§ WHAT IS EXPECTED
Where the data below has the string "this", return the whole line.
---------- DATA FOR THE TASK ----------
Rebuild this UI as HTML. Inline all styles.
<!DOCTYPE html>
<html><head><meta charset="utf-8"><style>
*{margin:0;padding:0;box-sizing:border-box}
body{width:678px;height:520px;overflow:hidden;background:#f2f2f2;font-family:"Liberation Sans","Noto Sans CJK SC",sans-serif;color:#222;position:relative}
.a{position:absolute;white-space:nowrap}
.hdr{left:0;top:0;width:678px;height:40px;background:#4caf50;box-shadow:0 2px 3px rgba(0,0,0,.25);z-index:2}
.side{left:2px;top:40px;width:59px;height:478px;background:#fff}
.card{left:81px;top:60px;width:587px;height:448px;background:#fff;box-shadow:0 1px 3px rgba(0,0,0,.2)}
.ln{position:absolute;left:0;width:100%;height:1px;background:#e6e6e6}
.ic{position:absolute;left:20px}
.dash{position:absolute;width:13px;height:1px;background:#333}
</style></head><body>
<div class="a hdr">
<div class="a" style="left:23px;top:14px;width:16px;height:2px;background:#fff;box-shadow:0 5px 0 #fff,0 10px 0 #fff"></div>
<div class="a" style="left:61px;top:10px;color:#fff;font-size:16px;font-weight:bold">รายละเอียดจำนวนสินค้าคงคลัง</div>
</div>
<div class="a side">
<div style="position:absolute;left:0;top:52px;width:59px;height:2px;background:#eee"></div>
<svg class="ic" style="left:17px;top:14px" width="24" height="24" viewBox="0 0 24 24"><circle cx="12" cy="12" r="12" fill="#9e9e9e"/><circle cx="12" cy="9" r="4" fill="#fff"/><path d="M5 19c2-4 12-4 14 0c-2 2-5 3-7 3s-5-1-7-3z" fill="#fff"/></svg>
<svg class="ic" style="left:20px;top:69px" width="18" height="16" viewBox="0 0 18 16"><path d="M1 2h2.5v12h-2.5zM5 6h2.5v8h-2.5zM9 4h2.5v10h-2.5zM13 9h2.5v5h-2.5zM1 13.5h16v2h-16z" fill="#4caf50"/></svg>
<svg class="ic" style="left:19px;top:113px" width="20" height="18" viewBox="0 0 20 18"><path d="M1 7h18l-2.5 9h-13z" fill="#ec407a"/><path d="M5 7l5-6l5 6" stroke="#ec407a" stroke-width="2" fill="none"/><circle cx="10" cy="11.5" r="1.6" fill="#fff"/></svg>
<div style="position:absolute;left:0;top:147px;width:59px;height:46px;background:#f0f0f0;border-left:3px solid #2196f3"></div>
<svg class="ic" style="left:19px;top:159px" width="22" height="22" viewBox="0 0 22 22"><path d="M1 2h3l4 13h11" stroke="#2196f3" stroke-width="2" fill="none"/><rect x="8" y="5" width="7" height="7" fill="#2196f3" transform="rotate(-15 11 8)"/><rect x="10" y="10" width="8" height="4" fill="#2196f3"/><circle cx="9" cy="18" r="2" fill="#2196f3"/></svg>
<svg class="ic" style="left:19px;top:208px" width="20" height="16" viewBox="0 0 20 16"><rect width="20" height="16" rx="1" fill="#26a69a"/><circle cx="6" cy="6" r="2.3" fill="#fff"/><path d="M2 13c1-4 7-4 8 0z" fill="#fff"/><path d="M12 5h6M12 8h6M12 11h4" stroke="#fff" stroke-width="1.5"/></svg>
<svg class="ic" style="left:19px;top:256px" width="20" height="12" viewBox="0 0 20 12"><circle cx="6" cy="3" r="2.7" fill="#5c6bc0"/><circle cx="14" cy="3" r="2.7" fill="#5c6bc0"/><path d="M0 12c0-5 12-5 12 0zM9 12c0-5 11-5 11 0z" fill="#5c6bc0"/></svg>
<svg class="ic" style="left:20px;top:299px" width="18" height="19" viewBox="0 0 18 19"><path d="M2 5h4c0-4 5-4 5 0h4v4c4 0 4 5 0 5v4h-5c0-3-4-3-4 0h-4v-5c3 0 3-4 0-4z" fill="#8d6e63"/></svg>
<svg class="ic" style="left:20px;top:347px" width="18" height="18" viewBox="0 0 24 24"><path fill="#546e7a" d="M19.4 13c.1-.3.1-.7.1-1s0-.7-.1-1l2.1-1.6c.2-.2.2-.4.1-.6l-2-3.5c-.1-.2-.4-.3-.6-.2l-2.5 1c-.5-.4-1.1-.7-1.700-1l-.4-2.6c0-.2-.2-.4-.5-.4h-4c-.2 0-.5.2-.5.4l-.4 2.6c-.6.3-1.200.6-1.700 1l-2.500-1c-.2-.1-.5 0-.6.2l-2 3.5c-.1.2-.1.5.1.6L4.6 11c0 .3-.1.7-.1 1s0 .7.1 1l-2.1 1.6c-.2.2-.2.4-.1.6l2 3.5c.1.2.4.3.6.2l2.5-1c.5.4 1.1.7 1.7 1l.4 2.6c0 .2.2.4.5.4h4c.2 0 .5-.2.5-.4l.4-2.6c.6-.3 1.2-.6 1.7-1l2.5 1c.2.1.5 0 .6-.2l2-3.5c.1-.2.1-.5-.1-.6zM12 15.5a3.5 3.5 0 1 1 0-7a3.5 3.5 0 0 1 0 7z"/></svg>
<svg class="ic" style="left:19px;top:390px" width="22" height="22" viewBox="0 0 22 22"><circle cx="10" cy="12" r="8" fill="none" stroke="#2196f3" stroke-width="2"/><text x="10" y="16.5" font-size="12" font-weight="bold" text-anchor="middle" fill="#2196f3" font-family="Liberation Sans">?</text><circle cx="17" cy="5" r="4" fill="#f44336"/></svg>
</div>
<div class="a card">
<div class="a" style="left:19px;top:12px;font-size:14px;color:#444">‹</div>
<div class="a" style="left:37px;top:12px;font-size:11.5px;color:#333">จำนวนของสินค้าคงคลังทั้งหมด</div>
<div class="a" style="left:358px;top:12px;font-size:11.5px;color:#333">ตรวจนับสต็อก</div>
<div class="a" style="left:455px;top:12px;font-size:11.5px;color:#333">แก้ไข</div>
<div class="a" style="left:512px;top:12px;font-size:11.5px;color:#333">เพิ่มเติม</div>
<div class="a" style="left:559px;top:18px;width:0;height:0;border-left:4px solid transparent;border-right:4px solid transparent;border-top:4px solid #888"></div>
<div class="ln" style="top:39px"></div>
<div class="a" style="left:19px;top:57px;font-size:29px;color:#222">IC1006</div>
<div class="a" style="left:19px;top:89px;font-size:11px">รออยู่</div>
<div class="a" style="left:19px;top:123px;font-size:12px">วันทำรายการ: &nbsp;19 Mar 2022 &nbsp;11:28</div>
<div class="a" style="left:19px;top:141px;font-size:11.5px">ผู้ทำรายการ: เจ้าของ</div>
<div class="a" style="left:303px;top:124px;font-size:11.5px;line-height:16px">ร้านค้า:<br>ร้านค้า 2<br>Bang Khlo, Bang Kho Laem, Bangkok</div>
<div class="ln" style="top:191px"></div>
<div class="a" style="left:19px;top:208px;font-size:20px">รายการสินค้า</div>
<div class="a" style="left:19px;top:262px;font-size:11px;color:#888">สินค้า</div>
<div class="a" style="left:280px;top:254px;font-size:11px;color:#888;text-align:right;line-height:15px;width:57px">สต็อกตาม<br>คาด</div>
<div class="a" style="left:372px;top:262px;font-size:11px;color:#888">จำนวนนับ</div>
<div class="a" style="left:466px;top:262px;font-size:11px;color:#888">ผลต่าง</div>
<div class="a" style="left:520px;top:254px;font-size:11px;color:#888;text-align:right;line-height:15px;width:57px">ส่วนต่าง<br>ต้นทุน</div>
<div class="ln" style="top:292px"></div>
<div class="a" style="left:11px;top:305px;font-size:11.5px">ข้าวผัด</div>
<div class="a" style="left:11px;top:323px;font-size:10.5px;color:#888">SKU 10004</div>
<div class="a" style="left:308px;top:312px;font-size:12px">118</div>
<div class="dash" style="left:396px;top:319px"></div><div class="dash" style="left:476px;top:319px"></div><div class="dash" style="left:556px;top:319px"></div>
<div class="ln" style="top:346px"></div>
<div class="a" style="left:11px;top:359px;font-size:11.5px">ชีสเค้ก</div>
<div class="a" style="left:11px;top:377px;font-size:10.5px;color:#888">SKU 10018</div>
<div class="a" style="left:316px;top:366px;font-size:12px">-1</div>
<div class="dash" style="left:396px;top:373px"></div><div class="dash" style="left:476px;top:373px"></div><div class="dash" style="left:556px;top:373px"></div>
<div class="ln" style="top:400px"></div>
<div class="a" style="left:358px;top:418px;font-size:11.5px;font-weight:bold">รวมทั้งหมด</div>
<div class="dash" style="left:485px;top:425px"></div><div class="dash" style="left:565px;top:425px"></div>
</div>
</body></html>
----------
---------- DATA FOR THE TASK ----------
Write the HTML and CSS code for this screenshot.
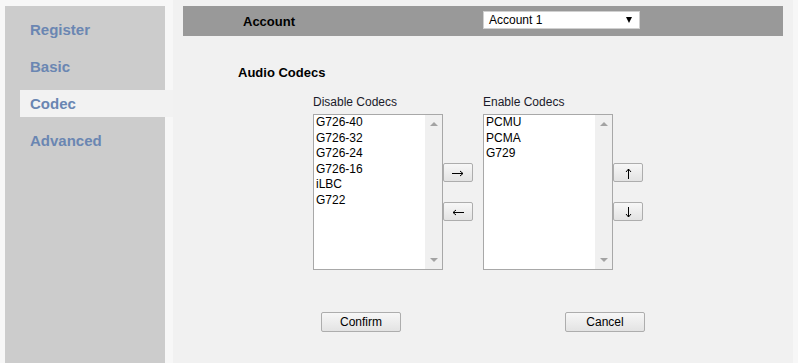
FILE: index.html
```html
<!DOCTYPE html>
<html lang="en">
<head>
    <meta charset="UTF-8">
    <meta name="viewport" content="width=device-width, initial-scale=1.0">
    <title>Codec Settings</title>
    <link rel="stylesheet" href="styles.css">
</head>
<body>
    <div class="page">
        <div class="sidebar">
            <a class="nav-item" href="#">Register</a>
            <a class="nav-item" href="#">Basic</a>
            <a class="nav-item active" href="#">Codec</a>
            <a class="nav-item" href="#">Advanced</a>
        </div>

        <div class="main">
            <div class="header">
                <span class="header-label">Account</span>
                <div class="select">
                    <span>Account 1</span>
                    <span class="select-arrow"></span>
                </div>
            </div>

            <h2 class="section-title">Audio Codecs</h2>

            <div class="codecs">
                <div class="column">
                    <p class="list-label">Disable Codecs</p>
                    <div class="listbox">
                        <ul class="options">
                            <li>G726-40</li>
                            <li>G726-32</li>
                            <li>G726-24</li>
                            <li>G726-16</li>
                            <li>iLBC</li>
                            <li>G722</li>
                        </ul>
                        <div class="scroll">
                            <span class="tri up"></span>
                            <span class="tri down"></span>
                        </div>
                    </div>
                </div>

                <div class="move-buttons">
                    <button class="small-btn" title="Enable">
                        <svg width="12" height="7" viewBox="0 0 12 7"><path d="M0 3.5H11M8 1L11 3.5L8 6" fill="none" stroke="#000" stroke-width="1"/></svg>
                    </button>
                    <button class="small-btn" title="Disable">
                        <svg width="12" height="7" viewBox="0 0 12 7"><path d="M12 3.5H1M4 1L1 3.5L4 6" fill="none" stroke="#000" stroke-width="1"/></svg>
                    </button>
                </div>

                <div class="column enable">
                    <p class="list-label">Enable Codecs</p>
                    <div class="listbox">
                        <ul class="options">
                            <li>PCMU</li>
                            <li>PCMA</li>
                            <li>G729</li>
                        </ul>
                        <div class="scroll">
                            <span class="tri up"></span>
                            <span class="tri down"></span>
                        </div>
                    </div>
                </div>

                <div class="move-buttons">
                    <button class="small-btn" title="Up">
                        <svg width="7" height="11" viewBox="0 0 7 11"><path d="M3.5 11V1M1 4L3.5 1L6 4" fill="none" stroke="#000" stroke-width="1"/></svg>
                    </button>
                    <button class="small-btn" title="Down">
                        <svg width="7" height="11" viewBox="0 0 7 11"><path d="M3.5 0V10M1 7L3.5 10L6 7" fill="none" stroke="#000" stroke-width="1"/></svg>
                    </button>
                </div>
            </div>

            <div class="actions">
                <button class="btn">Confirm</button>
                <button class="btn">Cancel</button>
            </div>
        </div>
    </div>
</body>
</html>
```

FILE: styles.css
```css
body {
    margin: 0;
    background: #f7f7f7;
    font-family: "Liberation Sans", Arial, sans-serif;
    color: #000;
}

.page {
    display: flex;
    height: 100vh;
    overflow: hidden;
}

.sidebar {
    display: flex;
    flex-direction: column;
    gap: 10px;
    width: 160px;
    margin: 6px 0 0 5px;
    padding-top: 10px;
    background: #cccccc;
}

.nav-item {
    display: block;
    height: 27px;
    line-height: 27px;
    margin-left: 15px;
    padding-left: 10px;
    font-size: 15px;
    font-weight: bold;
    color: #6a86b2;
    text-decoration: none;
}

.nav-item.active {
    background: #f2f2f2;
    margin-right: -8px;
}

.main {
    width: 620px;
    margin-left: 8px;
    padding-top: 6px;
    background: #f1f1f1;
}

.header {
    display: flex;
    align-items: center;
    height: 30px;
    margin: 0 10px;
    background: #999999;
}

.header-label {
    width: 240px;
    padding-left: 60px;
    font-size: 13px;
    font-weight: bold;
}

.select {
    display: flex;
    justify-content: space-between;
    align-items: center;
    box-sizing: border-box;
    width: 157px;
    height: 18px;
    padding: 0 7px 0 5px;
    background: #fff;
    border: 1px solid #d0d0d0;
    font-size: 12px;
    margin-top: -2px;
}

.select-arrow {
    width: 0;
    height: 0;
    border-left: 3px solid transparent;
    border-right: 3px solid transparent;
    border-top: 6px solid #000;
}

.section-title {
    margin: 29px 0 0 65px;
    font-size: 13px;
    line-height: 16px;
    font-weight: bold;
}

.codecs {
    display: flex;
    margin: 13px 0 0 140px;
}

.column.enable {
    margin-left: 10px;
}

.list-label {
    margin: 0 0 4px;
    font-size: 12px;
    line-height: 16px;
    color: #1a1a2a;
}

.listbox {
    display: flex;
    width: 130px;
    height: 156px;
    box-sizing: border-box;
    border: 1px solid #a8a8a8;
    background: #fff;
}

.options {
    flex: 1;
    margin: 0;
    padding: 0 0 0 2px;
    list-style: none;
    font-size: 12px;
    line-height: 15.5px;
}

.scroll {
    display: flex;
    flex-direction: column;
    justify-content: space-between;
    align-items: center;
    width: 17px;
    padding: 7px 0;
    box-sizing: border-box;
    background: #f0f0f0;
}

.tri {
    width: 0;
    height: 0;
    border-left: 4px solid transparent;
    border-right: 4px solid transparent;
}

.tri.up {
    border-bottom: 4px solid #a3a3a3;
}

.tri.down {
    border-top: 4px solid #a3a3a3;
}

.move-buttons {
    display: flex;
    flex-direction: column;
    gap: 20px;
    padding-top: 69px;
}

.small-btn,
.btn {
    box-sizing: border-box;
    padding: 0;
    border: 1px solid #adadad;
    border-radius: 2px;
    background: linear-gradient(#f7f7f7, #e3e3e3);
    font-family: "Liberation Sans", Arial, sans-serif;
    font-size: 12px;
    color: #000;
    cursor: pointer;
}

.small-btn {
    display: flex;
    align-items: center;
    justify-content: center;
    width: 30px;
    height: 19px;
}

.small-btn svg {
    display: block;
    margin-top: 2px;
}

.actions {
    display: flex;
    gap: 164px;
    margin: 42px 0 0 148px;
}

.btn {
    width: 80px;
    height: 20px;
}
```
----------
§ EXPECTED ANSWER
Rebuild this UI as HTML. Inline all styles.
Write the HTML and CSS code for this screenshot.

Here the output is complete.